§ Exercise instructions: Where a line contains the word "index", copy that line in full.

§ Dataset section:

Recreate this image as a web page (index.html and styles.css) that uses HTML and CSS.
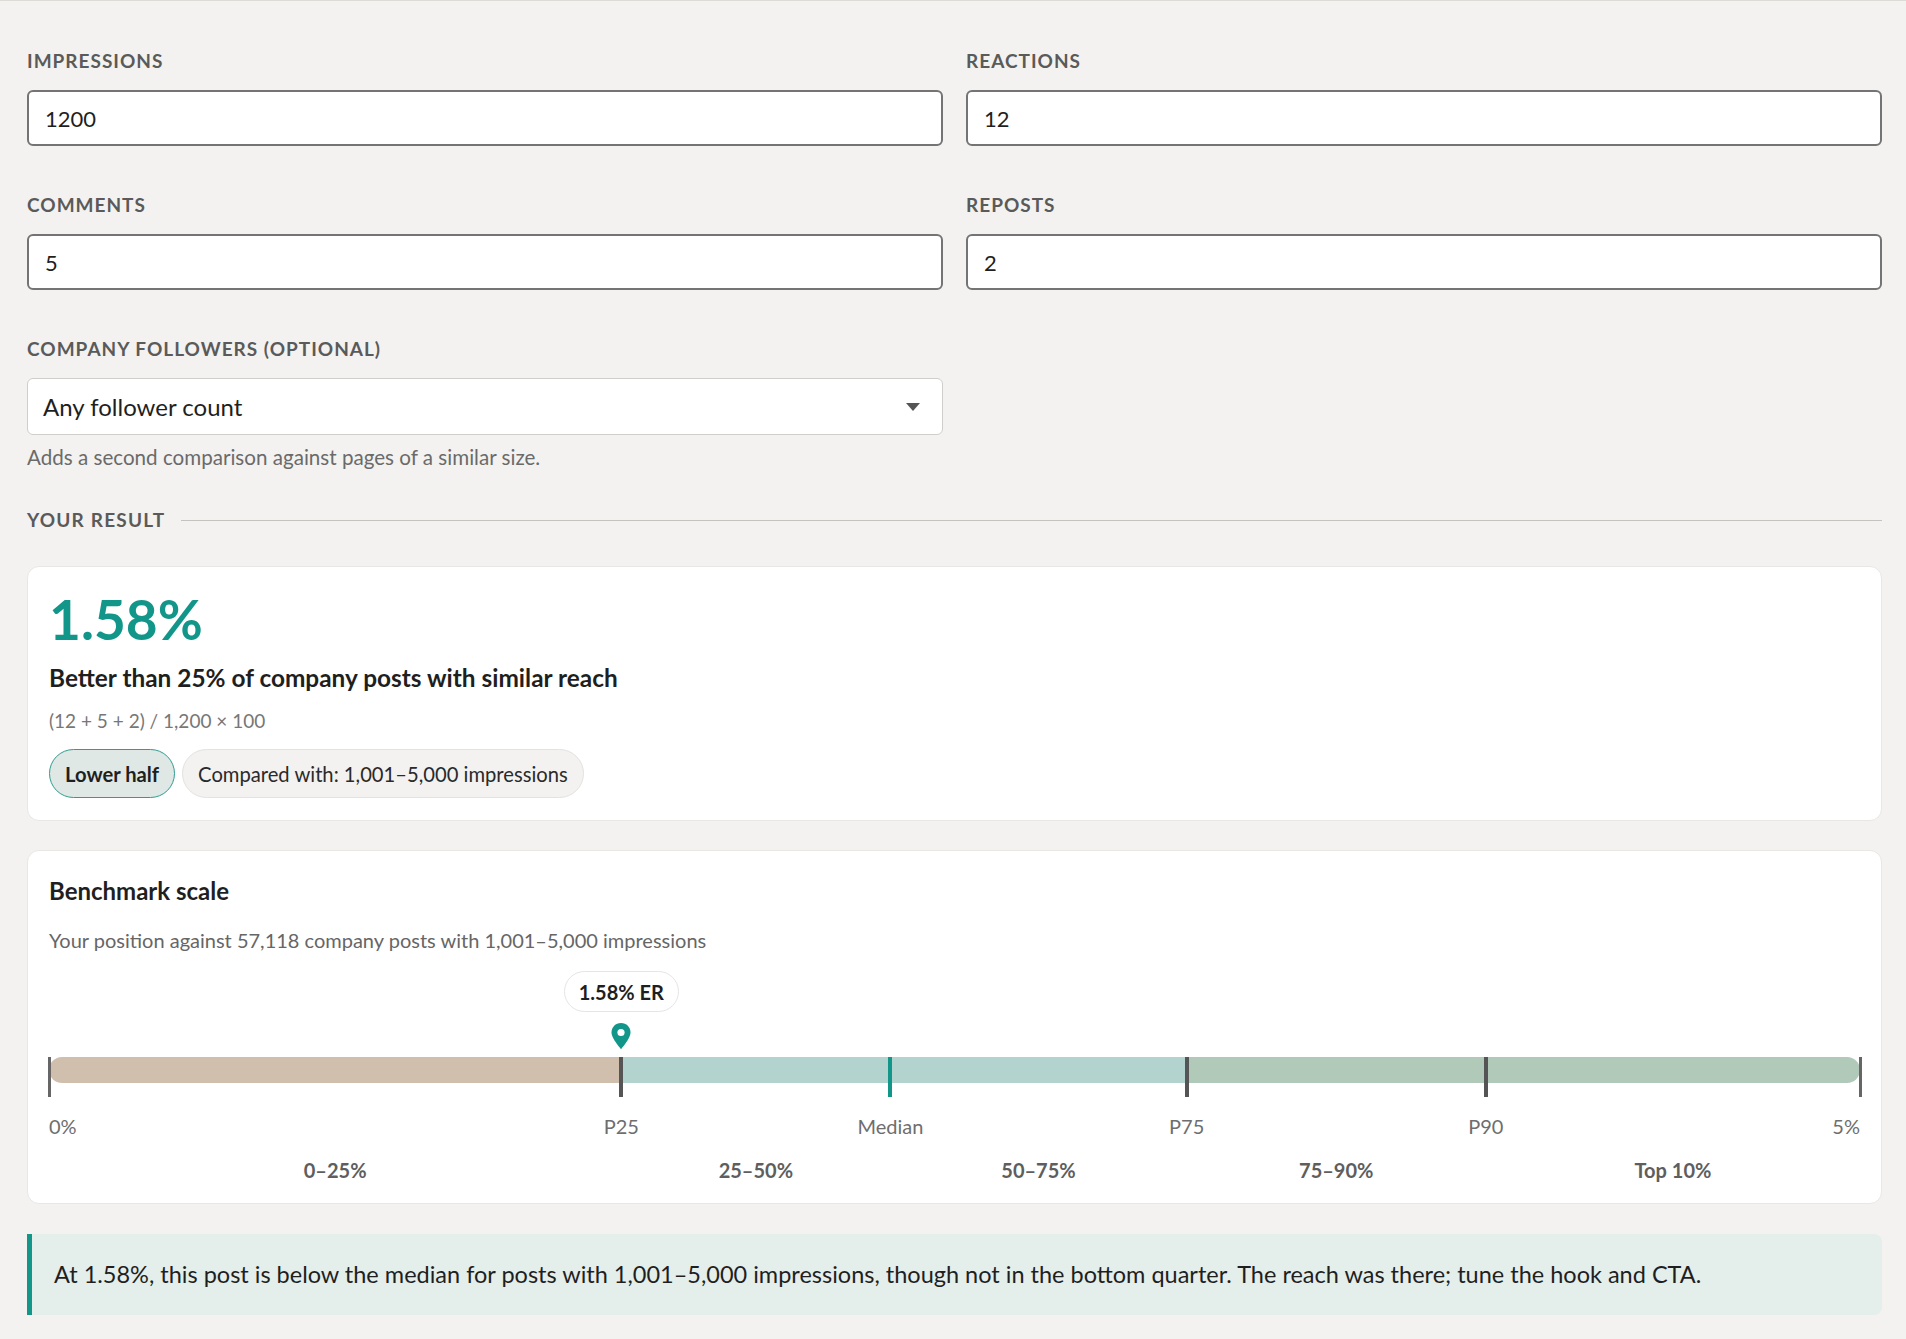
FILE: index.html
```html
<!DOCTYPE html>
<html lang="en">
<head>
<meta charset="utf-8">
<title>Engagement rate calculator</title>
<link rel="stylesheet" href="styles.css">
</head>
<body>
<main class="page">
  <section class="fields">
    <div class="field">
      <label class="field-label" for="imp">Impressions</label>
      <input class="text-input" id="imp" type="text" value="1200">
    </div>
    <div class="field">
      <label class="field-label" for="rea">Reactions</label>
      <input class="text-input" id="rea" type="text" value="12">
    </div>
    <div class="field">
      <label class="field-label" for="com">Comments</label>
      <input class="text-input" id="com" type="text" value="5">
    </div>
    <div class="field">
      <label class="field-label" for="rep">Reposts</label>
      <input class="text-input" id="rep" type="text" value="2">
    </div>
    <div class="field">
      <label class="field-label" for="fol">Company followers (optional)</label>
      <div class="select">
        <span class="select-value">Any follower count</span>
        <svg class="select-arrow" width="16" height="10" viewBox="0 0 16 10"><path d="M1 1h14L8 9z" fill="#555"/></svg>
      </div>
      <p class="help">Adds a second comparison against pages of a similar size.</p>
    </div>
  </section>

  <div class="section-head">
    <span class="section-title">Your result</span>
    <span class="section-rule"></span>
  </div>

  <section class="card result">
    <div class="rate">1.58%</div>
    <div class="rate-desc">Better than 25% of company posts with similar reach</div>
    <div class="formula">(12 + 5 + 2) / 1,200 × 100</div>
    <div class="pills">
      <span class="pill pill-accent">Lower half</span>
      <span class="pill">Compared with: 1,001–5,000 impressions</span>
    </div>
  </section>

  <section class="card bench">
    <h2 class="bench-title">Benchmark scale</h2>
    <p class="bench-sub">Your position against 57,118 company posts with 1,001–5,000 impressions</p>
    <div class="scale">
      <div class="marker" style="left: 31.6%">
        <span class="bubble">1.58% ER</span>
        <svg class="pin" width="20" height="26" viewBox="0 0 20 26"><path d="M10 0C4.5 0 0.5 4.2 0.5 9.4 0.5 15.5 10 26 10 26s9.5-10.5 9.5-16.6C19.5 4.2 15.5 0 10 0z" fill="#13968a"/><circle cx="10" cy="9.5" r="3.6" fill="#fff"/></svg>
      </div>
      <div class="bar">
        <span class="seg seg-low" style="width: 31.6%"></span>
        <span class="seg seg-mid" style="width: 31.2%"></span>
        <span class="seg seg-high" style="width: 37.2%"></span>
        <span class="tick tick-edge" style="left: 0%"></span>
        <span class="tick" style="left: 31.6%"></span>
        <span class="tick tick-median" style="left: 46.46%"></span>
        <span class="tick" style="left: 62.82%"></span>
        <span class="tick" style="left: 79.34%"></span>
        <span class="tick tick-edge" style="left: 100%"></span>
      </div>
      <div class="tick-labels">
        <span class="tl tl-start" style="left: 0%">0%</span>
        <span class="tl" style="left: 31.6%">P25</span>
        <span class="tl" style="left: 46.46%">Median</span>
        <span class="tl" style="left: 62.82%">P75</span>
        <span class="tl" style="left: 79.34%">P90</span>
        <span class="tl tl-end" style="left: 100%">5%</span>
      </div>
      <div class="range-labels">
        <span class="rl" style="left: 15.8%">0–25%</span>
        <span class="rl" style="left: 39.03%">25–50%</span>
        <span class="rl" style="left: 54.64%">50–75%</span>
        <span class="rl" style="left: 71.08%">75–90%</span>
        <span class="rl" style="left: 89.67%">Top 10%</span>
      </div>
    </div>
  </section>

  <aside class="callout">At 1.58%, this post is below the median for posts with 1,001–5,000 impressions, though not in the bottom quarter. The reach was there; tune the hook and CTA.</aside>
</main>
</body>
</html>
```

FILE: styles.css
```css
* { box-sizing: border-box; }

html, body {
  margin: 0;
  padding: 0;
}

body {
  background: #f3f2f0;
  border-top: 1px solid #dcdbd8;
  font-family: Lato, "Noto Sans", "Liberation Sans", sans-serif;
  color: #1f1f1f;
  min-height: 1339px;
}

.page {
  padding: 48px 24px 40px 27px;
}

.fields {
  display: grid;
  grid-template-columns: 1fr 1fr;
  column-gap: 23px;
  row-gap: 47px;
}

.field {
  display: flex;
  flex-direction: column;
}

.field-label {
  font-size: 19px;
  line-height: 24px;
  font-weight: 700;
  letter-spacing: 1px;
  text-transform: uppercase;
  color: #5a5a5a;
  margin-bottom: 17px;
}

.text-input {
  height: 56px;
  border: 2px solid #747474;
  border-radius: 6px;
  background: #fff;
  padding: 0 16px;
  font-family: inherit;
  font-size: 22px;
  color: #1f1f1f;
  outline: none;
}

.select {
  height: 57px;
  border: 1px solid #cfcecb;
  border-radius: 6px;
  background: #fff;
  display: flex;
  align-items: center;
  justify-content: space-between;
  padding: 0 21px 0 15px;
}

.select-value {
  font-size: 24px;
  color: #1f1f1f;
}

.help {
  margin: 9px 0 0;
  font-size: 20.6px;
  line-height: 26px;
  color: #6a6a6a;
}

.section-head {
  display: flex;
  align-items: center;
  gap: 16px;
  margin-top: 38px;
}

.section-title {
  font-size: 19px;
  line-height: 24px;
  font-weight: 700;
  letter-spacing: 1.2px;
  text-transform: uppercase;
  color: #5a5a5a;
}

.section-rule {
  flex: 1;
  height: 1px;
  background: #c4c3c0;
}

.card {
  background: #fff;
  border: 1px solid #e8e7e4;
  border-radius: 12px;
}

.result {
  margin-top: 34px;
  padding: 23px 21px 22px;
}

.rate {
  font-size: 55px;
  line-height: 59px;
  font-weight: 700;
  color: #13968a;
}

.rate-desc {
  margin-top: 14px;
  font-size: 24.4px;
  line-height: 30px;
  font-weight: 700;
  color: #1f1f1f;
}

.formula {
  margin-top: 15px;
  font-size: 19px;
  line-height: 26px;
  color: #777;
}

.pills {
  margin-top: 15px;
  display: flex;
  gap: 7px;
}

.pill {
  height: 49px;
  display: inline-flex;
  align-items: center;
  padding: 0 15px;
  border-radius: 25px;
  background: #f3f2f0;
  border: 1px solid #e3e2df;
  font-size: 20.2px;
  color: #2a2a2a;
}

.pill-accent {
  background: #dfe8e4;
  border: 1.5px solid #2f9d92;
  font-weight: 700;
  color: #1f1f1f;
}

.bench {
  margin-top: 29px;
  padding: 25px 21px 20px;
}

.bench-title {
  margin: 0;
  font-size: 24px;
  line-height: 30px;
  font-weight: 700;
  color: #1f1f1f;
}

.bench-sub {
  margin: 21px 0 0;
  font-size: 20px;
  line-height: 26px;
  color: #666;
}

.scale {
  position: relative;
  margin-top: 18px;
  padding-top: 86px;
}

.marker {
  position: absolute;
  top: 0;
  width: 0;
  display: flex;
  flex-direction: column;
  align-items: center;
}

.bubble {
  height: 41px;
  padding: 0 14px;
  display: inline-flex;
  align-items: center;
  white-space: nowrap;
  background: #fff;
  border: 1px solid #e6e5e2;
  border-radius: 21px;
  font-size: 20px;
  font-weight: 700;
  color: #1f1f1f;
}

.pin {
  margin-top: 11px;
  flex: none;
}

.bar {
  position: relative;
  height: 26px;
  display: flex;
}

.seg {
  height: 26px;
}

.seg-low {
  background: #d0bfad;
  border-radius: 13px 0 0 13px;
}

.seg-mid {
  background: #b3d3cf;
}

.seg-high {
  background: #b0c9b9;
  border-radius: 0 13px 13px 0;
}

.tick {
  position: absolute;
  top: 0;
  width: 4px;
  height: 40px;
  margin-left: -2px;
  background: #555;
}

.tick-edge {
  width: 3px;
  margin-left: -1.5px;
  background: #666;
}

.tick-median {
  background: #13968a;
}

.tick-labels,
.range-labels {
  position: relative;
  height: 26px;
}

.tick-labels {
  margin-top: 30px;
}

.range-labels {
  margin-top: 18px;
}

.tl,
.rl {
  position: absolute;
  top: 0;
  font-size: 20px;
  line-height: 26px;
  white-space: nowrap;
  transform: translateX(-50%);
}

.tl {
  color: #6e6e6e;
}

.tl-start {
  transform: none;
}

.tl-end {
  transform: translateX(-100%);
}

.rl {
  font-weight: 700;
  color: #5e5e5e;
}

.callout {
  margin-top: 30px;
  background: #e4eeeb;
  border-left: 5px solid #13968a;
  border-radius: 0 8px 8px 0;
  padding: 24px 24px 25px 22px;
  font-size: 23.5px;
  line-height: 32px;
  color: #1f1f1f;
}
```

§ Output of the exercise:
Recreate this image as a web page (index.html and styles.css) that uses HTML and CSS.
FILE: index.html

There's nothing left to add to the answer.